## YOUR INSTRUCTIONS
Spot each line in the records below where the word "this" occurs, then copy it.

begin SUPPLIED MATERIAL

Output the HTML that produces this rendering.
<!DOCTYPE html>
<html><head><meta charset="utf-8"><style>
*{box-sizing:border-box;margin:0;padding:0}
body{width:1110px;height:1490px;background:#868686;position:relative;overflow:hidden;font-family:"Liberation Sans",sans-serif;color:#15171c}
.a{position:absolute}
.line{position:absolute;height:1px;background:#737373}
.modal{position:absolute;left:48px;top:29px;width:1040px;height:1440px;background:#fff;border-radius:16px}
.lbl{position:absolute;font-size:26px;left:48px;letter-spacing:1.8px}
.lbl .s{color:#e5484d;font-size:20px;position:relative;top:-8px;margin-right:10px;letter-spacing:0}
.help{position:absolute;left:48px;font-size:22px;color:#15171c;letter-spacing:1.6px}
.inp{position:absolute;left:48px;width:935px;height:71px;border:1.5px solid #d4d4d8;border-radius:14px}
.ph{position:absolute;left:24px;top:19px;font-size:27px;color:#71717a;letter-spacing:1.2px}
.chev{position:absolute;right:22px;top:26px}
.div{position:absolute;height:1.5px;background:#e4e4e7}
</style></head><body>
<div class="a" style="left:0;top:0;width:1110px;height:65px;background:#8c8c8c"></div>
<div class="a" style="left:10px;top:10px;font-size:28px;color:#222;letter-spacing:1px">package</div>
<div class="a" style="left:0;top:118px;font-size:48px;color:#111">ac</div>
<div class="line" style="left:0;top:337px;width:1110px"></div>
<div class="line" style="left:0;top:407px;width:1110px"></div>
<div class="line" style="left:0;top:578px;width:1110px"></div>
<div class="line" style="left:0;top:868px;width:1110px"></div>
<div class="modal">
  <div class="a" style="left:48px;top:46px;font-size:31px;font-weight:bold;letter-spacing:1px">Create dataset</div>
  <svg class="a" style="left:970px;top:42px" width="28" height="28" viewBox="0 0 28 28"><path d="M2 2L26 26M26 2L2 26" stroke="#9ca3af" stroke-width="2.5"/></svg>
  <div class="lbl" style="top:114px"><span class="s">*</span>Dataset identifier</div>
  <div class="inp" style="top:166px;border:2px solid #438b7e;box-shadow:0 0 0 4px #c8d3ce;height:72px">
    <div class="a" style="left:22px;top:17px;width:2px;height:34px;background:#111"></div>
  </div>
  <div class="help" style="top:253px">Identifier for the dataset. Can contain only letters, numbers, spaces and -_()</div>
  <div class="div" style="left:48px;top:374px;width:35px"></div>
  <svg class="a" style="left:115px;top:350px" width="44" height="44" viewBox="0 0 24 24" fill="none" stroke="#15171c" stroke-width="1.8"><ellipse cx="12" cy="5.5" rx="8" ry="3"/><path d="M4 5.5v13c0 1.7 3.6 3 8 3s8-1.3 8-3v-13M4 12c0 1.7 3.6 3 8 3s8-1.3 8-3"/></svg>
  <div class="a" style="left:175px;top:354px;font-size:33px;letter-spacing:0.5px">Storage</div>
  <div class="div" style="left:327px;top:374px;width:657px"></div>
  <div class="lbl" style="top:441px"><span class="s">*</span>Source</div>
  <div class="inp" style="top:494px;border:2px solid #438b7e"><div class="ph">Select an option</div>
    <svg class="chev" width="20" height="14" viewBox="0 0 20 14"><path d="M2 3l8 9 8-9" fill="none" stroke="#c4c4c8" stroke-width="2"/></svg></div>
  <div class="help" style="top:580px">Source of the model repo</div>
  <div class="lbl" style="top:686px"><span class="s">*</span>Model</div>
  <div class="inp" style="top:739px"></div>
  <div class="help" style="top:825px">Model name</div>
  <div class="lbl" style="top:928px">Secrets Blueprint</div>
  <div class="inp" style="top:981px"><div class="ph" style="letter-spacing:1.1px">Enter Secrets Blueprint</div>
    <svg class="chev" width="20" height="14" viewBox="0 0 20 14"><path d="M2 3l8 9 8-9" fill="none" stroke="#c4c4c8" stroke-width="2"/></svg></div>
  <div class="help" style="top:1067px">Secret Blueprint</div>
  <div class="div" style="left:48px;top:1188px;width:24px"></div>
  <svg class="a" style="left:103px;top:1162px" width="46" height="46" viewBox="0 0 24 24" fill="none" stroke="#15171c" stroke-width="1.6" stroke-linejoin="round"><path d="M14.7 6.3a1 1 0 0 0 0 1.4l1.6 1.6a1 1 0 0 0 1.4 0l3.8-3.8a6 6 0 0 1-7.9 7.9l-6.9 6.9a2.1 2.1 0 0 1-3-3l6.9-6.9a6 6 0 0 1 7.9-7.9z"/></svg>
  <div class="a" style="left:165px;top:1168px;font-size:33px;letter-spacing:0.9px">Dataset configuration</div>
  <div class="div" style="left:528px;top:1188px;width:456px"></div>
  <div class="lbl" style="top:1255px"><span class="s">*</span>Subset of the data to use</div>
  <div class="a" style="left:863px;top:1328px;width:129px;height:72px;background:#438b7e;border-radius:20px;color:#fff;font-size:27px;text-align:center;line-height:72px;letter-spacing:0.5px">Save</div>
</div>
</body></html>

end SUPPLIED MATERIAL
begin SUPPLIED MATERIAL

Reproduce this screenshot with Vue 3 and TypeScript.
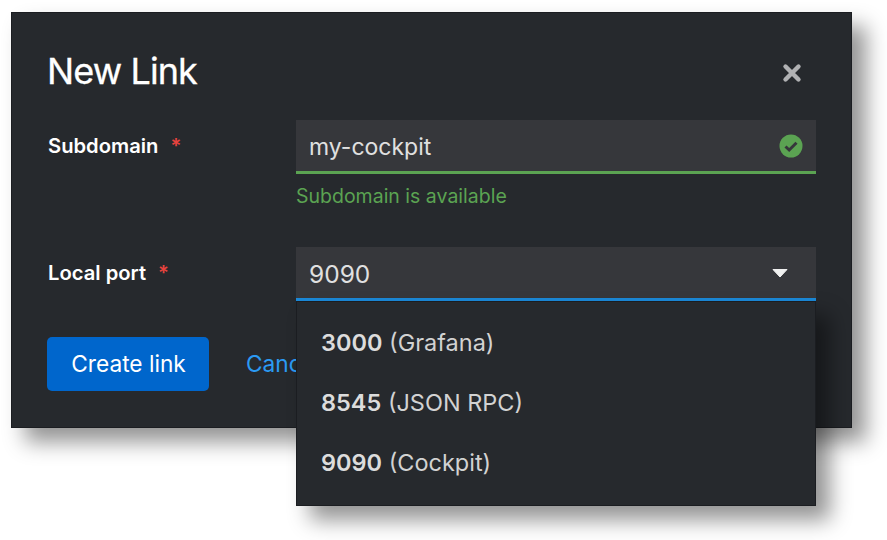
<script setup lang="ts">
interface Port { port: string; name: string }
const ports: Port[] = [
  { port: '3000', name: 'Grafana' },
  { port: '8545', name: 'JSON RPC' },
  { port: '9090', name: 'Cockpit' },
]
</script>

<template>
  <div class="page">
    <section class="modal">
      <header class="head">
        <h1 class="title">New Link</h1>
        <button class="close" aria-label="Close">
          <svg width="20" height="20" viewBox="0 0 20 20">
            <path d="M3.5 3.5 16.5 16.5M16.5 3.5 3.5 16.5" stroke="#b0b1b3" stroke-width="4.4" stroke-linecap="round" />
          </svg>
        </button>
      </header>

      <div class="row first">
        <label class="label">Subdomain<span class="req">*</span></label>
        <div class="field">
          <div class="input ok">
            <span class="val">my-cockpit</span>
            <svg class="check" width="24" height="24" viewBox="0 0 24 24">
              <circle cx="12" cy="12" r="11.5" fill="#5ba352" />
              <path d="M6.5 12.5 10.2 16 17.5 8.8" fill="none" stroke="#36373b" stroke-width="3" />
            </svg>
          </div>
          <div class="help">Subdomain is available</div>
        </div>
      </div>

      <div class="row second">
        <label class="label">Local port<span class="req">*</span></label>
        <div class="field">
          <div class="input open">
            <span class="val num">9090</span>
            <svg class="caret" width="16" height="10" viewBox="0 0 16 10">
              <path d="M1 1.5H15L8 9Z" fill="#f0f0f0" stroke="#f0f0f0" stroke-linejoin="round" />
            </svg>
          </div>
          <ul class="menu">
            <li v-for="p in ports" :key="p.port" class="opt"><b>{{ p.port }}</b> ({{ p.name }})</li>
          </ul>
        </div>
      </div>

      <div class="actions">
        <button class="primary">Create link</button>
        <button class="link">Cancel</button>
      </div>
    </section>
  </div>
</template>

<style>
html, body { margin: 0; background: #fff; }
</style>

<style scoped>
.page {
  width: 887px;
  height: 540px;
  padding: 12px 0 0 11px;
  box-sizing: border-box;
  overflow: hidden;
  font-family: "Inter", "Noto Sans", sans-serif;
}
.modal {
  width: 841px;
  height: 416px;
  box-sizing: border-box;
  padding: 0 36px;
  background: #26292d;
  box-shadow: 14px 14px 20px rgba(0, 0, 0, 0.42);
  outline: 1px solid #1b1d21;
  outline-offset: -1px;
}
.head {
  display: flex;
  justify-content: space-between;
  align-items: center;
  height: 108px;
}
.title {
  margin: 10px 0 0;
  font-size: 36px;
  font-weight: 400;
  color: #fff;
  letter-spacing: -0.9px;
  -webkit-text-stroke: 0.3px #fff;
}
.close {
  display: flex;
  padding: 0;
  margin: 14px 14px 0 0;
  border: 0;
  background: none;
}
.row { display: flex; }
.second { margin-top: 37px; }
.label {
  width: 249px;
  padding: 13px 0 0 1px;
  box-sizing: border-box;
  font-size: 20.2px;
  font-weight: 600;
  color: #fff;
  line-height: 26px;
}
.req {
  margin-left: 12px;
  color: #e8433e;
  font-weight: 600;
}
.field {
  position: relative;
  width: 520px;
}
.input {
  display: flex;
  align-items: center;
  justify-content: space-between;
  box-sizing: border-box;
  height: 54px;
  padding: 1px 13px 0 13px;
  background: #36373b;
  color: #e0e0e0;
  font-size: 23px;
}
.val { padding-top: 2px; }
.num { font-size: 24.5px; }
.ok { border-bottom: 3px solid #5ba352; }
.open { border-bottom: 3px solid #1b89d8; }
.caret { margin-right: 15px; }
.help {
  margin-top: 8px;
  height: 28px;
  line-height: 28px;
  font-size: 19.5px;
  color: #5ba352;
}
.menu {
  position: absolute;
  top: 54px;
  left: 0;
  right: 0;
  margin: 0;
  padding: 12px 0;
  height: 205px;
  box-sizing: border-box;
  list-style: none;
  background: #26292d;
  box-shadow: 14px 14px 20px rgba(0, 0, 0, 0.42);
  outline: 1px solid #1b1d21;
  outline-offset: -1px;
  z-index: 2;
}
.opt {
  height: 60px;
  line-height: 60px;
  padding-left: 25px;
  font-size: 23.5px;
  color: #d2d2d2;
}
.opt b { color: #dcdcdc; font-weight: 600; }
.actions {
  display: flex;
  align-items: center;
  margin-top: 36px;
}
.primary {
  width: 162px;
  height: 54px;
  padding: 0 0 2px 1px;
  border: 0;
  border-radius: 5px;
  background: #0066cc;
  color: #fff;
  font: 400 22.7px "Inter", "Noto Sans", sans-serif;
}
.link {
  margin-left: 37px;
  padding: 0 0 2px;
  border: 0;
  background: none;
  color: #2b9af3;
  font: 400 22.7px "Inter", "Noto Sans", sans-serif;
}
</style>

end SUPPLIED MATERIAL

## COMPLETE OUTPUT
Output the HTML that produces this rendering.
Reproduce this screenshot with Vue 3 and TypeScript.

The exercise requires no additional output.